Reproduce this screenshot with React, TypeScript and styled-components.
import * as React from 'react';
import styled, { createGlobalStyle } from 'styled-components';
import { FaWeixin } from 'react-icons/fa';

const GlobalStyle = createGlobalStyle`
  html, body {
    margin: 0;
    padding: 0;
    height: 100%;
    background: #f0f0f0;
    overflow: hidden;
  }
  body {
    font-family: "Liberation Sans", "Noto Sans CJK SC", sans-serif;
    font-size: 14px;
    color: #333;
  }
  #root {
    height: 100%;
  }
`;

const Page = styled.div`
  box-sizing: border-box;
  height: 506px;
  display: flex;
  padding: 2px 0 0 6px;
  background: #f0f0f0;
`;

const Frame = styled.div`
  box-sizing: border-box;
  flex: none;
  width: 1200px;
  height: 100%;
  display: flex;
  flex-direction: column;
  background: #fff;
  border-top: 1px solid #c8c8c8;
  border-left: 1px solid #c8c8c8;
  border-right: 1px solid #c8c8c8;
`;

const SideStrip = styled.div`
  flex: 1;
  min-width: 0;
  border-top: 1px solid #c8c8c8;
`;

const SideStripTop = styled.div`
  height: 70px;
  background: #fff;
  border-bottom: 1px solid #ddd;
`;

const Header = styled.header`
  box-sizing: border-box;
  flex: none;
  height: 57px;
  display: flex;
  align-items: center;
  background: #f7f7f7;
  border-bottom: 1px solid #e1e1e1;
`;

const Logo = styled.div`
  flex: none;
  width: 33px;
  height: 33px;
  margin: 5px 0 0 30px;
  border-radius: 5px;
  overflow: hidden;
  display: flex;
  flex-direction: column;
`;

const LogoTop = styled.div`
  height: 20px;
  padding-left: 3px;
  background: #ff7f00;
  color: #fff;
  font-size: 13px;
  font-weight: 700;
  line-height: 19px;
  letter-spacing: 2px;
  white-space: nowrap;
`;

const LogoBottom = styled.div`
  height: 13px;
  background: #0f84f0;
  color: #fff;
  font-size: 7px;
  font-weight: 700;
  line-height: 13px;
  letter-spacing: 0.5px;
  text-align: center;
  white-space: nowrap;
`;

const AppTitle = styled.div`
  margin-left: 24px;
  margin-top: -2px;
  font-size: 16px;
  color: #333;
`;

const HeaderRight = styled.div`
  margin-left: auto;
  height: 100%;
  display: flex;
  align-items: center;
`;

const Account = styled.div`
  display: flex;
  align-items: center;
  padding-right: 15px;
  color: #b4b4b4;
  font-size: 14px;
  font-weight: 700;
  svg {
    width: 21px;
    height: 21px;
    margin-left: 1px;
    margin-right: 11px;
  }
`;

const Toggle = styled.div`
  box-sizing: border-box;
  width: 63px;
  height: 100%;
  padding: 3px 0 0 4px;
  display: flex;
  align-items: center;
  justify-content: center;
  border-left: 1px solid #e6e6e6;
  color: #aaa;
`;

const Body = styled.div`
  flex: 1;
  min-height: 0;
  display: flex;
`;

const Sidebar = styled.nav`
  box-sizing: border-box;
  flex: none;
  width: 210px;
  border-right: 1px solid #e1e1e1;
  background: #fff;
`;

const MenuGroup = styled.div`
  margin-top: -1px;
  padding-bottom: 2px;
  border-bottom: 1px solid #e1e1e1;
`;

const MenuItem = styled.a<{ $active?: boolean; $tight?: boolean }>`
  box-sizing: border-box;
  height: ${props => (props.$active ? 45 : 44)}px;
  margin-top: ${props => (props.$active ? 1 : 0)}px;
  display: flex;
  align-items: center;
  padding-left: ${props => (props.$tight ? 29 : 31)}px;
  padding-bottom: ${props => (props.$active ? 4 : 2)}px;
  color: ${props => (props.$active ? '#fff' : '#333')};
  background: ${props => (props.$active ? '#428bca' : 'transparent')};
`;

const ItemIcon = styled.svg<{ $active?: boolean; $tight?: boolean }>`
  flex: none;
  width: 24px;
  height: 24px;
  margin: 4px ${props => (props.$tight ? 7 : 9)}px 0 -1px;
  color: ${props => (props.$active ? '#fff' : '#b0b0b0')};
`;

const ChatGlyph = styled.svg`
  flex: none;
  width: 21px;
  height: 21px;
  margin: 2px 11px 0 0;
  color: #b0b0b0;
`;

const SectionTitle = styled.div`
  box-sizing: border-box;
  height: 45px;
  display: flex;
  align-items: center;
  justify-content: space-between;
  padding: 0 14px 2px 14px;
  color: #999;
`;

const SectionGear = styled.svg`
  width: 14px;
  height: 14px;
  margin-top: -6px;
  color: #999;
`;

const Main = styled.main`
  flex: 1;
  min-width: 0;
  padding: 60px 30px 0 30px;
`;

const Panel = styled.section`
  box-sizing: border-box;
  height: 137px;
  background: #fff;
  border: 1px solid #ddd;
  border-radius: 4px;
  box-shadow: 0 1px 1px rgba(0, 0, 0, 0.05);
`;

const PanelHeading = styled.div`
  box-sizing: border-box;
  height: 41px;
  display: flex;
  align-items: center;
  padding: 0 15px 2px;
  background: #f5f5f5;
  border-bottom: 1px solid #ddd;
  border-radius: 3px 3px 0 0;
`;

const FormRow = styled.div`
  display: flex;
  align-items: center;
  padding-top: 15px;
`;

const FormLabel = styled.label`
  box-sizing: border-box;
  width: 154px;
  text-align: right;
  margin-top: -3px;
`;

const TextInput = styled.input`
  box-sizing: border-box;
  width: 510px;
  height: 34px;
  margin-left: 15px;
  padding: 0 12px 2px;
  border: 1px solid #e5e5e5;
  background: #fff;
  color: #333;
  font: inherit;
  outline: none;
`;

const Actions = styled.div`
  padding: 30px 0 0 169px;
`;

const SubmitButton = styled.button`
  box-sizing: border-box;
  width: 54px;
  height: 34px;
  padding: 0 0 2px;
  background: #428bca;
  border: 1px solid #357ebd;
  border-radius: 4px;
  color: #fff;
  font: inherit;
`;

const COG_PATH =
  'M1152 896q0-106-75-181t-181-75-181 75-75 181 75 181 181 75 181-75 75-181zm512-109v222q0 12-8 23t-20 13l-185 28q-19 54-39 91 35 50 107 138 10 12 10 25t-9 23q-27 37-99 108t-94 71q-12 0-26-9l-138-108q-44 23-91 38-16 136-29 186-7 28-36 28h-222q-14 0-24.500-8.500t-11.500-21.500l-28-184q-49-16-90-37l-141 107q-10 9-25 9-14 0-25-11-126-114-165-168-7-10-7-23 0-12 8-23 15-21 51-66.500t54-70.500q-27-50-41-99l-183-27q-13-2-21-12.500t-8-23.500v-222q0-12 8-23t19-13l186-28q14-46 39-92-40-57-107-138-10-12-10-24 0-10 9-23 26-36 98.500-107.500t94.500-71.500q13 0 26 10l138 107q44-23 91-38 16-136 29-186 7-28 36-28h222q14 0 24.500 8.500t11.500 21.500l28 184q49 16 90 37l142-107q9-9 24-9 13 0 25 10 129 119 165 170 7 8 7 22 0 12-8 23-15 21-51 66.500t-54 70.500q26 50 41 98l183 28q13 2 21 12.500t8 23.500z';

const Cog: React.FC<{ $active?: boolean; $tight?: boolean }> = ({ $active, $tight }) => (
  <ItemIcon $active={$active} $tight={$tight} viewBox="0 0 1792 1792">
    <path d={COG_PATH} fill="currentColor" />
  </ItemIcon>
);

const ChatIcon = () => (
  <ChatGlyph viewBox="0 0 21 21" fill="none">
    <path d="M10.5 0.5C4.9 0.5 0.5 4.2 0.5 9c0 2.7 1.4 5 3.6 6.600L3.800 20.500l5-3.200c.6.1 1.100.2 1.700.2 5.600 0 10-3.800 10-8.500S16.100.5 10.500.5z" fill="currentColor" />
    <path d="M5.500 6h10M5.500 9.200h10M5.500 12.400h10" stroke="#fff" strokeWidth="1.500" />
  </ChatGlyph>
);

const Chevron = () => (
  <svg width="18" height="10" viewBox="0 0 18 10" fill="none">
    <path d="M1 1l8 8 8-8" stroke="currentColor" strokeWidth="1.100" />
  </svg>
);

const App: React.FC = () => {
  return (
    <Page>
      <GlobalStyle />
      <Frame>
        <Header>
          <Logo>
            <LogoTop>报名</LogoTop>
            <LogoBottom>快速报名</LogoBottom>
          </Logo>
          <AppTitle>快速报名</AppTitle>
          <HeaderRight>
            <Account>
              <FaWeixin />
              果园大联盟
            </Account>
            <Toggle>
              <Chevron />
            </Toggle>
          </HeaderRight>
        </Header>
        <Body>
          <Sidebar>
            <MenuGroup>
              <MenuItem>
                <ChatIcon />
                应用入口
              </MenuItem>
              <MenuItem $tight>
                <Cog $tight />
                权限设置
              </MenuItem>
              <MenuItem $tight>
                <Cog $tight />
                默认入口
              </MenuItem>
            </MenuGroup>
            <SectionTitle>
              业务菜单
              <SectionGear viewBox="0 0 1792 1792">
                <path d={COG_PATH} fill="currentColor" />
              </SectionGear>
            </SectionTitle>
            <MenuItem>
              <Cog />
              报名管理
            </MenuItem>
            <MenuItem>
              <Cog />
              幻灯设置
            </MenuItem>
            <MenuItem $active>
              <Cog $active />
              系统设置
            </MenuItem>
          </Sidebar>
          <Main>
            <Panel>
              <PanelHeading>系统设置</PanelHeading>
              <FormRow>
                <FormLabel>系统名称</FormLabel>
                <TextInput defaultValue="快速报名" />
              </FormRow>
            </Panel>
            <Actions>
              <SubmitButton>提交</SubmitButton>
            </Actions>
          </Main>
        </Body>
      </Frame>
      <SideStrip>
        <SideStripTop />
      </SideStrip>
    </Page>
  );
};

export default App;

####

▸ **WORK TO DO**:
Read the data above and count the lines that include "components". Answer only with the count.

▸ **TASK OUTPUT**:
2